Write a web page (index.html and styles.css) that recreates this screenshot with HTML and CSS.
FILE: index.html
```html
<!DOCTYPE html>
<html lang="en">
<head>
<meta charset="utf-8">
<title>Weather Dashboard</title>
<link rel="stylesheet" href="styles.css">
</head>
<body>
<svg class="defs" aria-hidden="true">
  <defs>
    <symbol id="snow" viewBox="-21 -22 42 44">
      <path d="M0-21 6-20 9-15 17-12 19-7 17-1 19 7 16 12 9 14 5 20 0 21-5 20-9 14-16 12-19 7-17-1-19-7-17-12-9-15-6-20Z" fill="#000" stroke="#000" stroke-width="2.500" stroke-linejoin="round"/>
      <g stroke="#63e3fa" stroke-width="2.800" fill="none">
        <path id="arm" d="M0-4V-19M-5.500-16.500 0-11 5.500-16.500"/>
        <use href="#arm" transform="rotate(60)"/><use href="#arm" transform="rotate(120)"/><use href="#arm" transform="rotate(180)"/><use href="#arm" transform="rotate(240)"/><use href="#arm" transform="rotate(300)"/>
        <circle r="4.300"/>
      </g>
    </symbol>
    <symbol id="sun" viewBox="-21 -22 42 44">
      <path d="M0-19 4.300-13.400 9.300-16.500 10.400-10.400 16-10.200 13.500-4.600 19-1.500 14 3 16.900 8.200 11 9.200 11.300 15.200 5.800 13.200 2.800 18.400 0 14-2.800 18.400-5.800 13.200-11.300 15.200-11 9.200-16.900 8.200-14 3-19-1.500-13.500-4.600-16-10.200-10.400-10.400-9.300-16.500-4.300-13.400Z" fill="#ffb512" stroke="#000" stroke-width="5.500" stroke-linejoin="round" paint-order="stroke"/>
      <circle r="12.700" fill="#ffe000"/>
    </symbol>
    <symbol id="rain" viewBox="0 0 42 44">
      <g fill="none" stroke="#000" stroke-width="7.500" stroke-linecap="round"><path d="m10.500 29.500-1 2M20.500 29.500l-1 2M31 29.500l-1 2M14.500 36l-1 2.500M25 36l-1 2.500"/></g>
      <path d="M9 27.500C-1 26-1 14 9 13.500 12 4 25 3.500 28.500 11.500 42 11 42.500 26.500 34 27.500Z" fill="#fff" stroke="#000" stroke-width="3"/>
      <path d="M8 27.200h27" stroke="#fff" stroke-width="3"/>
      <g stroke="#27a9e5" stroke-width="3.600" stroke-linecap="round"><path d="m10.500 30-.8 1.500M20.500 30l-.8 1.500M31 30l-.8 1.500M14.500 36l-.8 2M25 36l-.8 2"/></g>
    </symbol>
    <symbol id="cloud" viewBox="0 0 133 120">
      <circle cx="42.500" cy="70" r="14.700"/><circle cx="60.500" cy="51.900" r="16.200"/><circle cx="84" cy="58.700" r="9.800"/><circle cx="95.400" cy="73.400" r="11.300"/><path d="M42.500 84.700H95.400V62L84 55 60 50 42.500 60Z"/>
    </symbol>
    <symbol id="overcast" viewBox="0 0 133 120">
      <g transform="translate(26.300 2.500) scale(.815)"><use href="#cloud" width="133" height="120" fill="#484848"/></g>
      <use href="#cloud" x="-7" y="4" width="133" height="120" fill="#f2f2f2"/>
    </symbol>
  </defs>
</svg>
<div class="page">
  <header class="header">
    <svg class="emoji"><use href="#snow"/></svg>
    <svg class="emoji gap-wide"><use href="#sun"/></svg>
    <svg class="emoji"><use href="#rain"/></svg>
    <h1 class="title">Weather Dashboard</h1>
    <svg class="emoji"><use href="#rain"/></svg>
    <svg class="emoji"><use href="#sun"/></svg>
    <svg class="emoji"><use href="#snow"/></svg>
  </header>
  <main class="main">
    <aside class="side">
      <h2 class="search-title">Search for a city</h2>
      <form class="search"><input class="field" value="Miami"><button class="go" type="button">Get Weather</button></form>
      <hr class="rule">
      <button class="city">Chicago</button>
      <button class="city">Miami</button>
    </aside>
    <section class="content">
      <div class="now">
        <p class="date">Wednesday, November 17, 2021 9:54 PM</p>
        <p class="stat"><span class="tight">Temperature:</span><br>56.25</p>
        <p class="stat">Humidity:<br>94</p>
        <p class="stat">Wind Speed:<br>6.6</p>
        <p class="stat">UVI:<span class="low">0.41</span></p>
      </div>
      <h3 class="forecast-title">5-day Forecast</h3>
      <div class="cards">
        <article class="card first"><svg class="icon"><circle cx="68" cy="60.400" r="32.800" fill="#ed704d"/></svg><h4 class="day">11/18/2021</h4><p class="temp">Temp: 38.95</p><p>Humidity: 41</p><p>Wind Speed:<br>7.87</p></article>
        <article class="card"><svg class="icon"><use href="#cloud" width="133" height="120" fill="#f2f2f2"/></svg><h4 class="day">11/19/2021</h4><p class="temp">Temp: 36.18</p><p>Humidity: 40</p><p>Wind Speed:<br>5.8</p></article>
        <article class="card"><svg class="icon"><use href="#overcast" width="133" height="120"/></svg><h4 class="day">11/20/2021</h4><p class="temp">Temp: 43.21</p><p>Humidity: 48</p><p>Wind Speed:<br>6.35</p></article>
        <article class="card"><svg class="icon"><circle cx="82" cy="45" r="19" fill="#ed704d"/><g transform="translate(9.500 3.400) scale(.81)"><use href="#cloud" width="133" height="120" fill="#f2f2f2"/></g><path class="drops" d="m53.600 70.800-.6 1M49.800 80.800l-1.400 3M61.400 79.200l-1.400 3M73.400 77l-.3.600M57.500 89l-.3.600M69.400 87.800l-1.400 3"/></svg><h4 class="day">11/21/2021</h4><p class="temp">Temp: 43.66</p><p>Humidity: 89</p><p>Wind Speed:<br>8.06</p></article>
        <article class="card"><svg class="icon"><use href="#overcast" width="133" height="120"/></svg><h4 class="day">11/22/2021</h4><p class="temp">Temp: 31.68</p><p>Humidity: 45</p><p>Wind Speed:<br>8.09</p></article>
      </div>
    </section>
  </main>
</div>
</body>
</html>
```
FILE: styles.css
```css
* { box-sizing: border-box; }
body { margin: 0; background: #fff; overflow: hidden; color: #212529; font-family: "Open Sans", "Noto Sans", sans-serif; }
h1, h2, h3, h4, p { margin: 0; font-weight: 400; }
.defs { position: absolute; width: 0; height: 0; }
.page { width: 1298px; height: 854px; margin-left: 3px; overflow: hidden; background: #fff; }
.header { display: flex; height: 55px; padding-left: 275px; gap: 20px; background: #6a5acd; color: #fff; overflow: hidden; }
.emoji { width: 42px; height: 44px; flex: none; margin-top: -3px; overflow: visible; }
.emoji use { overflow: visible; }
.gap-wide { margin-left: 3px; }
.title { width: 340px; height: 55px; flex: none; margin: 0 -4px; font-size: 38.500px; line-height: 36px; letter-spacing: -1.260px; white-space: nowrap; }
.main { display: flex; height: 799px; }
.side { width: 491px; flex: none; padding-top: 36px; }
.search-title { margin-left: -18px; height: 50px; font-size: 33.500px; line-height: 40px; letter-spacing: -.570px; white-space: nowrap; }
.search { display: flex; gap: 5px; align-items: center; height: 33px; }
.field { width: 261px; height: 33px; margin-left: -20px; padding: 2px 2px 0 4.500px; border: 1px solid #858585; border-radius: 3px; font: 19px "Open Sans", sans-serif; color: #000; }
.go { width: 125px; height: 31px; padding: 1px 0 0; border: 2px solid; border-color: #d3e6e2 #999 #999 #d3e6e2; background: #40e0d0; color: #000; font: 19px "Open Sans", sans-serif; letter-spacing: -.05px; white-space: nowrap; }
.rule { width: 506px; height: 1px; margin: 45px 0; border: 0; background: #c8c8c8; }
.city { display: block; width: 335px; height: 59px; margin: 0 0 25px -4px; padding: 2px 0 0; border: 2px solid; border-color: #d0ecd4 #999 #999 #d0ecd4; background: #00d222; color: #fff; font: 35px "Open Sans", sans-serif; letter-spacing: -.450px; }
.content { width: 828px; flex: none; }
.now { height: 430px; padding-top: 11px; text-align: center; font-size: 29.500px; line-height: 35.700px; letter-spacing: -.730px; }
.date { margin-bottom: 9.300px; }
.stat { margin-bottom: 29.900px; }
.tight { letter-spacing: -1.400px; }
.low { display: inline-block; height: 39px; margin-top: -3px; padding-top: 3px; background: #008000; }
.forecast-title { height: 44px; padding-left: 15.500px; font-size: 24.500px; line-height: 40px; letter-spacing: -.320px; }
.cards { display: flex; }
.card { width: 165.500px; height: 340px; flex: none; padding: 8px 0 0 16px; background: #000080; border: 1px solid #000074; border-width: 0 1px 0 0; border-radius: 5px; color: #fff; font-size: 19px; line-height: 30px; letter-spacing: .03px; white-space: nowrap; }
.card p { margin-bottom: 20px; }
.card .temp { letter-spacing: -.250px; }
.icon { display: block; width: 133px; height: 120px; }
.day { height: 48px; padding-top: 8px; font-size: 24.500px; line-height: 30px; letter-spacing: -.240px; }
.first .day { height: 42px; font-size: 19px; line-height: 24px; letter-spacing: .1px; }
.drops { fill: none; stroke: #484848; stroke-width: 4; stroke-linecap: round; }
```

□ □ □ □ □

Go through the material above and copy each line that has the word "index".

THE RESPONSE.
Write a web page (index.html and styles.css) that recreates this screenshot with HTML and CSS.
FILE: index.html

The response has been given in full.